Yenni’s response, according to the teen, was: “I know the laws.”

The feds already have some familiarity with Yenni’s private communications, thanks to an alleged extortion plot the FBI investigated six years ago. Yenni, who was 33 and unmarried at the time, was the ostensible victim in that case, as political opponents were threatening to use the messages to embarrass him and force him out of the race for Kenner mayor.

In that case, Yenni, then chief administrative officer in Kenner, was allegedly using a BlackBerry tied into a city server and billed to taxpayers to send racy messages.

Yenni was preparing to run against Louis Congemi, then on the Jefferson Parish Council. Congemi’s ex-wife was forced to resign her post as Kenner’s director of information technology after she downloaded Yenni’s texts and gave them to Congemi.

No charges were ever brought, however, and Yenni won the election.

Additional Link: Yenni family members hope JP President will step down

The online newspaper NOLA Defender obtained alleged printouts of some of those texts – separate conversations with eight men and a woman that occurred over a three-week period spanning parts of December 2009 and January 2010.

The publication shared the text messages with WWL-TV, which sought to verify their authenticity by speaking with the people involved in the texts. Three of the nine people confirmed their accuracy. Two would not acknowledge sending the texts and refused to comment, while four could not be reached. WWL-TV was able to determine that Yenni’s sexting partners in those conversations were all adults.
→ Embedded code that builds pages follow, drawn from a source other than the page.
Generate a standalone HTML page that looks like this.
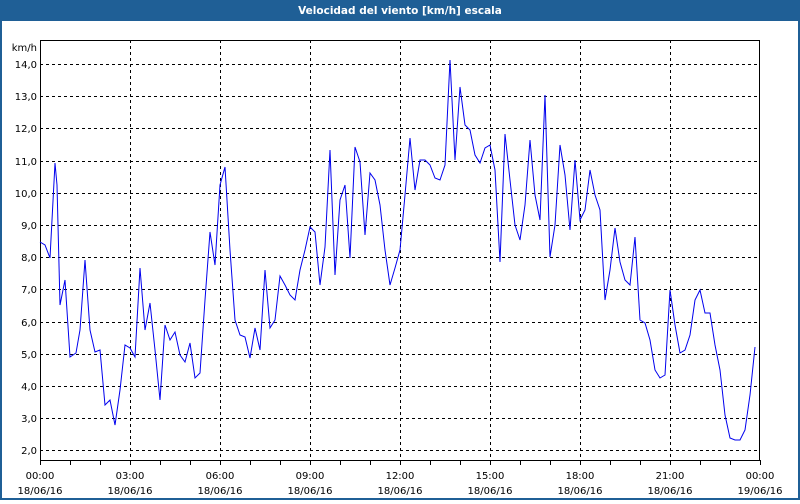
<!DOCTYPE html><html><head><style>body{margin:0;width:800px;height:500px;overflow:hidden;background:#fff;font-family:"DejaVu Sans","Liberation Sans",sans-serif}</style></head><body>
<svg width="800" height="500" xmlns="http://www.w3.org/2000/svg" font-family="DejaVu Sans, Liberation Sans, sans-serif" font-size="10">
<rect x="0" y="0" width="800" height="500" fill="#1f5f96"/>
<rect x="2" y="21" width="796" height="477" fill="#fff"/>
<text x="400" y="14" fill="#fff" font-weight="bold" text-anchor="middle" font-size="10.5">Velocidad del viento [km/h] escala</text>
<g stroke="#000" stroke-dasharray="3,3" stroke-width="1">
<line x1="40" x2="760" y1="64.5" y2="64.5"/><line x1="40" x2="760" y1="96.5" y2="96.5"/><line x1="40" x2="760" y1="128.5" y2="128.5"/><line x1="40" x2="760" y1="161.5" y2="161.5"/><line x1="40" x2="760" y1="193.5" y2="193.5"/><line x1="40" x2="760" y1="225.5" y2="225.5"/><line x1="40" x2="760" y1="257.5" y2="257.5"/><line x1="40" x2="760" y1="289.5" y2="289.5"/><line x1="40" x2="760" y1="322.5" y2="322.5"/><line x1="40" x2="760" y1="354.5" y2="354.5"/><line x1="40" x2="760" y1="386.5" y2="386.5"/><line x1="40" x2="760" y1="418.5" y2="418.5"/><line x1="40" x2="760" y1="450.5" y2="450.5"/>
<line x1="130.5" x2="130.5" y1="40" y2="460"/><line x1="220.5" x2="220.5" y1="40" y2="460"/><line x1="310.5" x2="310.5" y1="40" y2="460"/><line x1="400.5" x2="400.5" y1="40" y2="460"/><line x1="490.5" x2="490.5" y1="40" y2="460"/><line x1="580.5" x2="580.5" y1="40" y2="460"/><line x1="670.5" x2="670.5" y1="40" y2="460"/>
</g>
<rect x="40.5" y="40.5" width="719" height="420" fill="none" stroke="#000"/>
<g stroke="#000"><path d="M70.5 460v5M100.5 460v5M130.5 460v5M160.5 460v5M190.5 460v5M220.5 460v5M250.5 460v5M280.5 460v5M310.5 460v5M340.5 460v5M370.5 460v5M400.5 460v5M430.5 460v5M460.5 460v5M490.5 460v5M520.5 460v5M550.5 460v5M580.5 460v5M610.5 460v5M640.5 460v5M670.5 460v5M700.5 460v5M730.5 460v5M40.5 460v5M760.5 460v5"/></g>
<polyline fill="none" stroke="#0000ee" stroke-width="1" points="40,242 45,245 50,258 55,163 57,185 60,305 65,280 70,357 76,353 80,330 85,260 90,330 95,352 100,350 105,405 110,400 115,425 120,390 125,345 130,348 135,357 140,268 145,330 150,303 155,350 160,400 165,325 170,340 175,332 180,355 185,362 190,343 195,378 200,373 205,300 210,232 215,265 220,185 225,167 230,250 235,320 240,335 245,337 250,358 255,328 260,350 265,270 270,328 275,320 280,276 285,285 290,295 295,300 300,270 305,250 310,227 315,232 320,285 325,247 330,150 335,275 340,200 345,185 350,258 355,147 360,162 365,235 370,173 375,180 380,205 385,250 390,285 395,268 400,250 405,195 410,138 415,190 420,160 425,160 430,165 435,178 440,180 445,165 450,60 455,160 460,87 465,125 470,130 475,155 480,163 485,148 490,145 495,170 500,262 505,134 510,180 515,225 520,240 525,205 530,140 535,195 540,220 545,95 550,257 555,225 560,145 565,175 570,230 575,160 580,220 585,210 590,170 595,195 600,210 605,300 610,270 615,228 620,262 625,280 630,285 635,237 640,320 645,323 650,340 655,370 660,378 665,375 670,290 675,325 680,353 685,350 690,335 695,300 700,290 705,313 710,313 715,345 720,370 725,415 730,438 735,440 740,440 745,430 750,395 755,347"/>
<g text-anchor="end" fill="#000">
<text x="37" y="51">km/h</text>
<text x="37" y="68">14,0</text><text x="37" y="100">13,0</text><text x="37" y="132">12,0</text><text x="37" y="165">11,0</text><text x="37" y="197">10,0</text><text x="37" y="229">9,0</text><text x="37" y="261">8,0</text><text x="37" y="293">7,0</text><text x="37" y="326">6,0</text><text x="37" y="358">5,0</text><text x="37" y="390">4,0</text><text x="37" y="422">3,0</text><text x="37" y="454">2,0</text>
</g>
<g text-anchor="middle" fill="#000">
<text x="40" y="479">00:00</text><text x="40" y="494">18/06/16</text>
<text x="130" y="479">03:00</text><text x="130" y="494">18/06/16</text>
<text x="220" y="479">06:00</text><text x="220" y="494">18/06/16</text>
<text x="310" y="479">09:00</text><text x="310" y="494">18/06/16</text>
<text x="400" y="479">12:00</text><text x="400" y="494">18/06/16</text>
<text x="490" y="479">15:00</text><text x="490" y="494">18/06/16</text>
<text x="580" y="479">18:00</text><text x="580" y="494">18/06/16</text>
<text x="670" y="479">21:00</text><text x="670" y="494">18/06/16</text>
<text x="760" y="479">00:00</text><text x="760" y="494">19/06/16</text>
</g>
</svg></body></html>
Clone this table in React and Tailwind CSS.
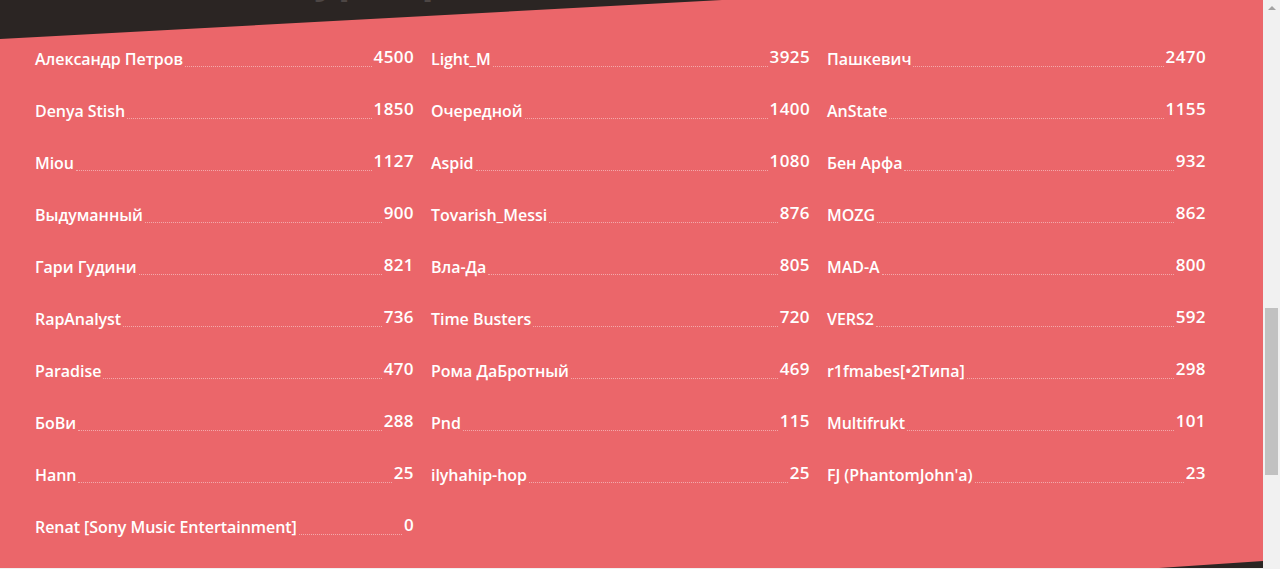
import React from 'react';

const players = [
  ['Александр Петров', '4500'],
  ['Light_M', '3925'],
  ['Пашкевич', '2470'],
  ['Denya Stish', '1850'],
  ['Очередной', '1400'],
  ['AnState', '1155'],
  ['Miou', '1127'],
  ['Aspid', '1080'],
  ['Бен Арфа', '932'],
  ['Выдуманный', '900'],
  ['Tovarish_Messi', '876'],
  ['MOZG', '862'],
  ['Гари Гудини', '821'],
  ['Вла-Да', '805'],
  ['MAD-A', '800'],
  ['RapAnalyst', '736'],
  ['Time Busters', '720'],
  ['VERS2', '592'],
  ['Paradise', '470'],
  ['Рома ДаБротный', '469'],
  ['r1fmabes[•2Типа]', '298'],
  ['БоВи', '288'],
  ['Pnd', '115'],
  ['Multifrukt', '101'],
  ['Hann', '25'],
  ['ilyhahip-hop', '25'],
  ['FJ (PhantomJohn\'a)', '23'],
  ['Renat [Sony Music Entertainment]', '0'],
];

const ScoreRow = ({ name, score }) => (
  <div className="flex items-baseline h-6 leading-6">
    <span className="whitespace-nowrap">{name}</span>
    <span className="flex-1 mx-[2px] border-b border-dotted border-[#f3a9ab] translate-y-[2px]" />
    <span className="relative -top-[2px] text-[17px] tracking-[0.4px]">{score}</span>
  </div>
);

export default function App() {
  return (
    <div className="flex w-[1280px] h-[569px] overflow-hidden bg-[#f1f1f1]">
      {/* Main panel */}
      <div className="relative w-[1263px] h-[568px] bg-[#eb666a] overflow-hidden">
        <div className="absolute left-0 top-0 w-[722px] h-[39px] bg-[#2b2523] [clip-path:polygon(0_0,100%_0,0_100%)]" />
        <div className="absolute left-[290px] -top-[42px] text-[40px] leading-[40px] font-bold text-[#4d4644] font-['Open_Sans',sans-serif] tracking-wide">
          Турнир
        </div>
        <div className="absolute right-0 bottom-0 w-[104px] h-[7px] bg-[#2b2523] [clip-path:polygon(100%_0,100%_100%,0_100%)]" />

        <div
          className="grid grid-cols-[379px_379px_379px] gap-x-[17px] gap-y-[28px] pl-[35px] pt-[47px] text-white text-[16px] font-semibold tracking-[-0.05px] font-['Open_Sans',sans-serif]"
        >
          {players.map(([name, score]) => (
            <ScoreRow key={name} name={name} score={score} />
          ))}
        </div>
      </div>

      {/* Scrollbar */}
      <div className="w-[17px] h-[569px] bg-[#f1f1f1] flex flex-col items-center">
        <div className="mt-[6px] w-0 h-0 border-l-[4px] border-r-[4px] border-b-[4px] border-l-transparent border-r-transparent border-b-[#a3a3a3]" />
        <div className="mt-[298px] w-[13px] h-[167px] bg-[#c1c1c1]" />
      </div>
    </div>
  );
}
The three people who confirmed the explicit texts from 2009 and 2010 told WWL-TV they were angry that Yenni would carry on such intimate conversations with them on a phone that was paid for by the city and that used city servers to preserve messages.

Rosenberg says the content of the texts from 2009 and 2010 wouldn’t likely be admissible in court if the feds were to charge Yenni over the 2015 texts, because none of the participants in the earlier texts was under 18.